Actually, now I come to think of it, I did once have tea in the common room of my old college with the wife and daughter of another Singaporean tea-friend, who were passing through on the way to the daughter's nearby university town. We drank lapsang souchong, I recall. A good one.
When the weather outside is simultaneously snowing and raining, and the house is cold, some degree of warmth and comfort is required. At the tea-table, I wrap myself in two heavy blankets, looking rather like an old man. My cold hand extends from the folds of the blankets to manipulate the kettle and teapot.
On such a day, my spirit demands the warmth of hongcha. This cake, pictured above and below, is made of pu'ercha tips, and yet has a character very similar to pu'ercha. Such is the degree of similarity, in flavour, colour, and aroma, that I wonder if some hongcha methods have been used in its production. This is all in its favour, because the result is splendid indeed, and fits perfectly into the chill of the February morning.
This is a tea that demands to be touched. It is flexible, and bends laterally. It becomes apparent that the pu'erdao, pictured below, is entirely unnecessary. Though the leaves have been compressed, there is little that holds them together, and they may be crumbled free of the bing using the fingers.
Perhaps it is obvious to most people, but I have just recently, over the last year or so, come to appreciate the great significance of other people in one's life, and the dramatic effect that their support provides. In many ways, I have come to appreciate how entirely dependent my life is on the goodwill of others. During the on-going tenure process, this has become sharply focussed and completely obvious. It is, really, only by the good graces of others that I can be said to have attained anything of value. When I was a young undergraduate, I thought that it was solely one's own devices that were of importance. How long it takes to unlearn that lesson, and to learn the proper humility.

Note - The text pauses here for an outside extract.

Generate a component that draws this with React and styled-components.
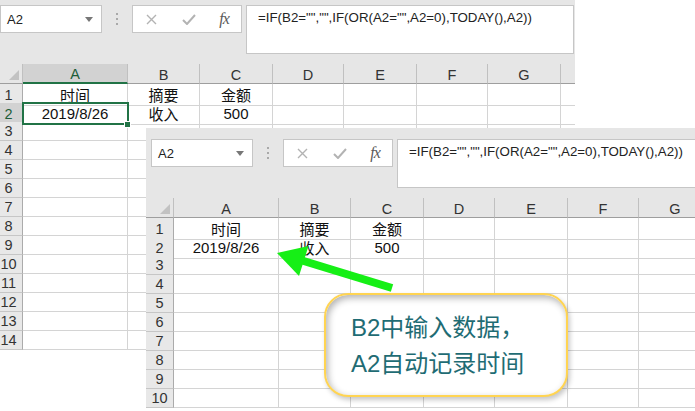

Maybe this is all an integral part of the process. In life, compassion.
Keng's unusual gift turns out to be Just What the Doctor Ordered. Its smooth, slick texture wins me over, while its tangy, somewhat bitter, finish lends it sufficient challenge to wake me, and retain my interest.

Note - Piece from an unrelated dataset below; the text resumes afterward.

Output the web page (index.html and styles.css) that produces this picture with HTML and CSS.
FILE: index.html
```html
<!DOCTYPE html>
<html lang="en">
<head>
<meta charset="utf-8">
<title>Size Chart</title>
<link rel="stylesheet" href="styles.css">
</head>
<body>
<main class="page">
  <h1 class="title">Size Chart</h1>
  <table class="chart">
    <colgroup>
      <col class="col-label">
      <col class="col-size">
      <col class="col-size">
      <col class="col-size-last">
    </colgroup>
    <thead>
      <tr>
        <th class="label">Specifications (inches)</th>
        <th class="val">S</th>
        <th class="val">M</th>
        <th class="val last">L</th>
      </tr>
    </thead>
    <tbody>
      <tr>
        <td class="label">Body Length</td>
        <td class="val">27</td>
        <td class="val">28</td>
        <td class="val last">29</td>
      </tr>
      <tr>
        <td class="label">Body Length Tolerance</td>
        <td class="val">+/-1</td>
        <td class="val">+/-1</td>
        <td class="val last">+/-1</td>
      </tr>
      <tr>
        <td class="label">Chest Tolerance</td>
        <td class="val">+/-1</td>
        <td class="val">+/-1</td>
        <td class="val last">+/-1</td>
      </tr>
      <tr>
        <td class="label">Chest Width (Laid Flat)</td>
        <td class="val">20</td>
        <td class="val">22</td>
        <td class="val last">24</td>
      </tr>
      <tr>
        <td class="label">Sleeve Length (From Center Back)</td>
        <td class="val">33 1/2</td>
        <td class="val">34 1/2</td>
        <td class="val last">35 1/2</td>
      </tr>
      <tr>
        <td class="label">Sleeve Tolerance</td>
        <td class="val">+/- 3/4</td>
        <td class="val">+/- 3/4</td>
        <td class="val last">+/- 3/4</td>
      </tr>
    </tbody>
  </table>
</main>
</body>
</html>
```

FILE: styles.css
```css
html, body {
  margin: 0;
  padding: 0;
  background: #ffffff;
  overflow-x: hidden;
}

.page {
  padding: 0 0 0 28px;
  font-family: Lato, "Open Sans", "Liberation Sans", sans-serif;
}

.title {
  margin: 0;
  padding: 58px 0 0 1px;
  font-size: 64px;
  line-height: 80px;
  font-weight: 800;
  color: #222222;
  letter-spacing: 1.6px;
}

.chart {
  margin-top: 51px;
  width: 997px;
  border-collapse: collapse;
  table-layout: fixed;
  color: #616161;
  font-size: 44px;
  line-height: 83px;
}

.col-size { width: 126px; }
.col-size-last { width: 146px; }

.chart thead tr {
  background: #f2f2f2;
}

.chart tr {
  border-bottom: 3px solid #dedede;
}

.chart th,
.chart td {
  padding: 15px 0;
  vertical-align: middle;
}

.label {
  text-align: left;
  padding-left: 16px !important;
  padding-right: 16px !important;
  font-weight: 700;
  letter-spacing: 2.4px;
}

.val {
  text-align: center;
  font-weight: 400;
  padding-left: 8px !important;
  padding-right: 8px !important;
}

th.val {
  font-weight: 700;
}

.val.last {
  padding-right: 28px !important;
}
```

Page after page of my diary becomes filled with my odd little handwriting - odd for an engineer, anyway. A colleague came to me after looking through the piles of "anonymous" assessment reports of the students who have applied to study engineering with us next year. "I could tell your reports from your hand-writing." He looked conspiratorial.
We will see what the eventual outcome of the current period of hard work and travelling comes to be. My journey today, at the tea-table, was a long one. My pen ran out of ink. The water jug ran empty. The tea, however, continued undaunted.

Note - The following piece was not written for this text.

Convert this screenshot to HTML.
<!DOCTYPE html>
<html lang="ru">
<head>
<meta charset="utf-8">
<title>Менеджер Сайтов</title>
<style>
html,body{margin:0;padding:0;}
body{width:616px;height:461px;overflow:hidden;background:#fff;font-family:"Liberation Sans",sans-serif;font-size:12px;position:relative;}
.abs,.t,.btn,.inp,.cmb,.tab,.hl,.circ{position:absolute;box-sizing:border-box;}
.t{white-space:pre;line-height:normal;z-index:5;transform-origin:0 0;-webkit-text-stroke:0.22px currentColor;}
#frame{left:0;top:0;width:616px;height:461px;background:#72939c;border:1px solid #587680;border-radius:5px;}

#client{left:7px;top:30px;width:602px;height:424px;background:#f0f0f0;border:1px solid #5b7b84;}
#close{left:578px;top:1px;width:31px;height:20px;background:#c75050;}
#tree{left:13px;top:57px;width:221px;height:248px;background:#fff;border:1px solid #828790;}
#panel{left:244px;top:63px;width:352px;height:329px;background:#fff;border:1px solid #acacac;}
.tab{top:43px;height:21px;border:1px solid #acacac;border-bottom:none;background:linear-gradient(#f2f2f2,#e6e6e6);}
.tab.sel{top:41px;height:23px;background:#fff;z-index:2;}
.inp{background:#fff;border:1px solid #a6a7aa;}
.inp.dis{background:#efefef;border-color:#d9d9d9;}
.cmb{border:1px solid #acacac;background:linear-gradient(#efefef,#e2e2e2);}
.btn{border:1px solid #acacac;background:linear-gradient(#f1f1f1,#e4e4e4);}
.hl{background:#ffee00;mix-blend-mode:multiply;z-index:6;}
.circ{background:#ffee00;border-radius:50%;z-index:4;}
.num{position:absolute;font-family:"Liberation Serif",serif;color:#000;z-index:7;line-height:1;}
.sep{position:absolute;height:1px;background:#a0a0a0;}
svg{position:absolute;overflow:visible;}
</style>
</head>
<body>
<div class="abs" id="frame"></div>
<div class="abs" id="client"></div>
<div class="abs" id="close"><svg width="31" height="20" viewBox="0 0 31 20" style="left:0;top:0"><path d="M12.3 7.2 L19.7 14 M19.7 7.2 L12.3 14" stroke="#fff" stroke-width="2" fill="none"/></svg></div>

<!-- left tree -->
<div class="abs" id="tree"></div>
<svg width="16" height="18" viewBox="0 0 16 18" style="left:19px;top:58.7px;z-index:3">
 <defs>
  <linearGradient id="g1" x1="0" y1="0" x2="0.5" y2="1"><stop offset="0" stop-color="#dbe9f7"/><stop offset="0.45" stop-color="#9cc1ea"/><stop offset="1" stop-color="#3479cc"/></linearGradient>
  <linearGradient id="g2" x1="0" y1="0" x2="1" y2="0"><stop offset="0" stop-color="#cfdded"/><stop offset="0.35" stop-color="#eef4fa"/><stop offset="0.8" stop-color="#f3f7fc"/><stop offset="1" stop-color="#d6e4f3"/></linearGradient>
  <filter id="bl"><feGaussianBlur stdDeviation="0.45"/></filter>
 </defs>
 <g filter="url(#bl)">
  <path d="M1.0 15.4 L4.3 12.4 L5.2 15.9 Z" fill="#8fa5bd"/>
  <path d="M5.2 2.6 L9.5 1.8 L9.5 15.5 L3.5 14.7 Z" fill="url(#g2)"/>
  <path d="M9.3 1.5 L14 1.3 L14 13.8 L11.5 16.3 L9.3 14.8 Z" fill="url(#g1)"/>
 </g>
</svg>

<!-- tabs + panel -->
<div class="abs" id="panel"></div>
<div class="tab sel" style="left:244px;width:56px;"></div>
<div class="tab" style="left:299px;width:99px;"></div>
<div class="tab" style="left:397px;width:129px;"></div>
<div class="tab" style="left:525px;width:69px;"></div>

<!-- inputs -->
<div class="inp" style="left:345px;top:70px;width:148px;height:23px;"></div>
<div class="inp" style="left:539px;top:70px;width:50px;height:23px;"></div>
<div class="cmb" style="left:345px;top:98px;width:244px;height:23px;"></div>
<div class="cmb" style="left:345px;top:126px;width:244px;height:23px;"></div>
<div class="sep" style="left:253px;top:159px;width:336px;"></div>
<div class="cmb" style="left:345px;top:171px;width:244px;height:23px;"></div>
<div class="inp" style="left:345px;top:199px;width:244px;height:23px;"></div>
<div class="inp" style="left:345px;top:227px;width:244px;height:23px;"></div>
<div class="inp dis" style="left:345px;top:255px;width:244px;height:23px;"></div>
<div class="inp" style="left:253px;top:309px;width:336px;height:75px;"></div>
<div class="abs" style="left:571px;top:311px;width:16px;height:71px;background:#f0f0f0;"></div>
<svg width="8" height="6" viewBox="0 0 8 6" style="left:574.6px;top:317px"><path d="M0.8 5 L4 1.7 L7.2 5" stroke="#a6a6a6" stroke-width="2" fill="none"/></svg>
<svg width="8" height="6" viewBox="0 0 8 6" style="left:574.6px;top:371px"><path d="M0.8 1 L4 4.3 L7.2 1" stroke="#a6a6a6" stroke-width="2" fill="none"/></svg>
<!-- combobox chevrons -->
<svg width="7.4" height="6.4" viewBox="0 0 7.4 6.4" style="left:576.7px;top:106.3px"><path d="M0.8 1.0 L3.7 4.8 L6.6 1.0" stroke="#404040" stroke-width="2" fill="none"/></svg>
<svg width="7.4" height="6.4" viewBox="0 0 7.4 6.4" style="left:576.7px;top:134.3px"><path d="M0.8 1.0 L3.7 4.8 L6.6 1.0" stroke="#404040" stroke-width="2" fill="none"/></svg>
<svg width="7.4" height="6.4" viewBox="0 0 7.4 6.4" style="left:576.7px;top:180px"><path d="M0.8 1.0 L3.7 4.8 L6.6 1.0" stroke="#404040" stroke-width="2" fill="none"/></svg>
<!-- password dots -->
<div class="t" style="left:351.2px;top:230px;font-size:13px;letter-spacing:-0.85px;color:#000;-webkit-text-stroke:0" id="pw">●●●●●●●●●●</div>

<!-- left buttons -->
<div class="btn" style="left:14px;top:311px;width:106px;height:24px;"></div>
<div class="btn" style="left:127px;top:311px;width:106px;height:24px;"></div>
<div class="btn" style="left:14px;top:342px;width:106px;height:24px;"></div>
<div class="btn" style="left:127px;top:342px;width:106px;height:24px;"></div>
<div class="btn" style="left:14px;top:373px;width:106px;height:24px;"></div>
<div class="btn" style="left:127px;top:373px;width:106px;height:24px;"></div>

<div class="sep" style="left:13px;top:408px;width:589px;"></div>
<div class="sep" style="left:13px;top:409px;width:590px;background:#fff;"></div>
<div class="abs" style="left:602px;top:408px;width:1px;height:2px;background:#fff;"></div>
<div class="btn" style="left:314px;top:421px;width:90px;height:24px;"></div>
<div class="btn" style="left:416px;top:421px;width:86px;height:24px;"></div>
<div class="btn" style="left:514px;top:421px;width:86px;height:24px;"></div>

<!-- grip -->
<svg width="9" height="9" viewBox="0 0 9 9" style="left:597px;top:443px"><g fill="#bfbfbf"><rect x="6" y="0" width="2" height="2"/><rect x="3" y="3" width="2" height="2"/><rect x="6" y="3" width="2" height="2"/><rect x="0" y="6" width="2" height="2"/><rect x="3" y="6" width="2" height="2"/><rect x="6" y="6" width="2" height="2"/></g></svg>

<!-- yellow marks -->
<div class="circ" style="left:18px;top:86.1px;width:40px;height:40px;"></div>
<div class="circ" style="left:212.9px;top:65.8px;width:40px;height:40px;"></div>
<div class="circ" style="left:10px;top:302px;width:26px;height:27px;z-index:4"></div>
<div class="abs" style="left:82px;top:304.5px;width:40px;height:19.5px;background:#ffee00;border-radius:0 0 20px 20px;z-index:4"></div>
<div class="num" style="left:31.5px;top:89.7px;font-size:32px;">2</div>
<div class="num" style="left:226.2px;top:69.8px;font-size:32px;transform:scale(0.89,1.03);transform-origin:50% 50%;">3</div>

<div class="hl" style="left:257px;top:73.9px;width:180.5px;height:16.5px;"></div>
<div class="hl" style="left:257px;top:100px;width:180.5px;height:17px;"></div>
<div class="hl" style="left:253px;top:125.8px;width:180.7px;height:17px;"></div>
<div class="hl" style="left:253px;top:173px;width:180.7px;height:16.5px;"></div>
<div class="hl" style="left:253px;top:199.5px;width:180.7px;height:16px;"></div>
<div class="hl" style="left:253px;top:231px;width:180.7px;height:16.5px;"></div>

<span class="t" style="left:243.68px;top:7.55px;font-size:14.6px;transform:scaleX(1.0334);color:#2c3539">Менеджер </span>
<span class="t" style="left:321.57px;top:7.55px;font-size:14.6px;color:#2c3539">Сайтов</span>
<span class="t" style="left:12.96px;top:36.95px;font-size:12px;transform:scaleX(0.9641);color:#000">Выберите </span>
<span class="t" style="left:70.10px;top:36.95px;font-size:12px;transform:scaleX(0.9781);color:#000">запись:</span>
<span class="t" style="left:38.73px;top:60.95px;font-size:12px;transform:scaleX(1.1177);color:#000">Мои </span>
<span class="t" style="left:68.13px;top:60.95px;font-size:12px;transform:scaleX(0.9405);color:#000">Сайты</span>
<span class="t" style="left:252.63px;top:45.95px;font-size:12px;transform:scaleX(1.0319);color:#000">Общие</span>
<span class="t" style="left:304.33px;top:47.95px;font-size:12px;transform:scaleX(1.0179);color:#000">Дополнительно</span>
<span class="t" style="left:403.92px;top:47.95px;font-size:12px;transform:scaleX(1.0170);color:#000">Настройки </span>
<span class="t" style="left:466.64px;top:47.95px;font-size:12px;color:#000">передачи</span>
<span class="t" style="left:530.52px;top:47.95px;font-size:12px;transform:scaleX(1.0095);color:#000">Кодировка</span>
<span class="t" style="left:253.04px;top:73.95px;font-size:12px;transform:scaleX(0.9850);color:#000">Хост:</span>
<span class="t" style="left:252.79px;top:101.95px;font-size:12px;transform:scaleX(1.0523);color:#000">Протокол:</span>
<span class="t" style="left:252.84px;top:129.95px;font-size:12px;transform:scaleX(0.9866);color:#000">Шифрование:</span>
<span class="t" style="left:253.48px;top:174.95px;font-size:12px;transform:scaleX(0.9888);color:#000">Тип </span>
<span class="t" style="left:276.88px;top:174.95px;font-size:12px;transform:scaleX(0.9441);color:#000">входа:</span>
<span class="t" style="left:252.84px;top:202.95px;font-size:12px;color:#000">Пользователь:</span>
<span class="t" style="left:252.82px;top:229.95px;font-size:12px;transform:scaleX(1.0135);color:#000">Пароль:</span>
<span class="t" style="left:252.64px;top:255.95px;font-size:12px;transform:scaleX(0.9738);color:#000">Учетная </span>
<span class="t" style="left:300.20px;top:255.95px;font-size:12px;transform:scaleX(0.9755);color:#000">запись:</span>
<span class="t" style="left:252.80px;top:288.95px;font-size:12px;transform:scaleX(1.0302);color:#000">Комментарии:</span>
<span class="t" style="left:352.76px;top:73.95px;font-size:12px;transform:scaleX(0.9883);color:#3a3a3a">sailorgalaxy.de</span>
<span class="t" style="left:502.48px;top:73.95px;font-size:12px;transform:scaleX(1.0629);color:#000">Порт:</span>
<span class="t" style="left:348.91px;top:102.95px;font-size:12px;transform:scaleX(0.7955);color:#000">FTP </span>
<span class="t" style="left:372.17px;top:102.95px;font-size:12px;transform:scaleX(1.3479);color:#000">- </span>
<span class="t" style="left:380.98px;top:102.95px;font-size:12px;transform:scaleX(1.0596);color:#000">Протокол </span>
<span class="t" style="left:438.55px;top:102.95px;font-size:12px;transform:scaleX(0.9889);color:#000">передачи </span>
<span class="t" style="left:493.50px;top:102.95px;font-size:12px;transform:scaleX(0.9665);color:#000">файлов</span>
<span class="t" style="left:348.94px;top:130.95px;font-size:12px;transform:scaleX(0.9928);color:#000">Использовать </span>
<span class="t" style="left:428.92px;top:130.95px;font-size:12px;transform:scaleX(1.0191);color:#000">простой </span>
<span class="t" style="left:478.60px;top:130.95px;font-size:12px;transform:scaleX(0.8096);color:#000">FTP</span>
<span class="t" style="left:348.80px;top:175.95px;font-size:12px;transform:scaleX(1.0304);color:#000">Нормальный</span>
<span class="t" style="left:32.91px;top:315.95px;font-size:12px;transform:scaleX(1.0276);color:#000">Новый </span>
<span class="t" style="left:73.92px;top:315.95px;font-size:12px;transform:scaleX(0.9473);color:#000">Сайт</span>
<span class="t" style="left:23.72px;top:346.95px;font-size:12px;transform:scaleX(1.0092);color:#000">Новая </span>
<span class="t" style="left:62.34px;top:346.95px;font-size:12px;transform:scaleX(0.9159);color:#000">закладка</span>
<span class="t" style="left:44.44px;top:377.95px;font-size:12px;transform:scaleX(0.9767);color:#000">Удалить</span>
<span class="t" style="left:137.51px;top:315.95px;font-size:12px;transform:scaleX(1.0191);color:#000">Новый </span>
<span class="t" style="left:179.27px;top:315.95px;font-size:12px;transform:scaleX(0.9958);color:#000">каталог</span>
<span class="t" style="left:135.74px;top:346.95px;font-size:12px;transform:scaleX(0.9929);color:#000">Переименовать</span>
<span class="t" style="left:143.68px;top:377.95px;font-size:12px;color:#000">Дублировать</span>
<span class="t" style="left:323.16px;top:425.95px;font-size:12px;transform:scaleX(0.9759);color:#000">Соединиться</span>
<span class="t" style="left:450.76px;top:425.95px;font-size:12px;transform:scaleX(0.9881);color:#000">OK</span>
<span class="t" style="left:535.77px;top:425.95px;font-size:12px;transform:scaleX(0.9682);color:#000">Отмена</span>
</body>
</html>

Fittingly, its name is "Jinchan", meaning "Golden-mellow". The "Gongbing" part means "tribute [to the Emperor!] cake", which is a standard phrase, much like "Chawang".
If there is a point to today's article, it might be that we must be mindful of the presence of companions and our implicit dependence upon them. Particularly in the tiny world of tea, as in many other worlds, each personality seems to make a very great difference. A gift of compassionate generosity goes a long way, much further than one might otherwise think, and it is with a gratitude that I drink this wonderfully malty, rugged, yet smooth and tippy pu'ercha.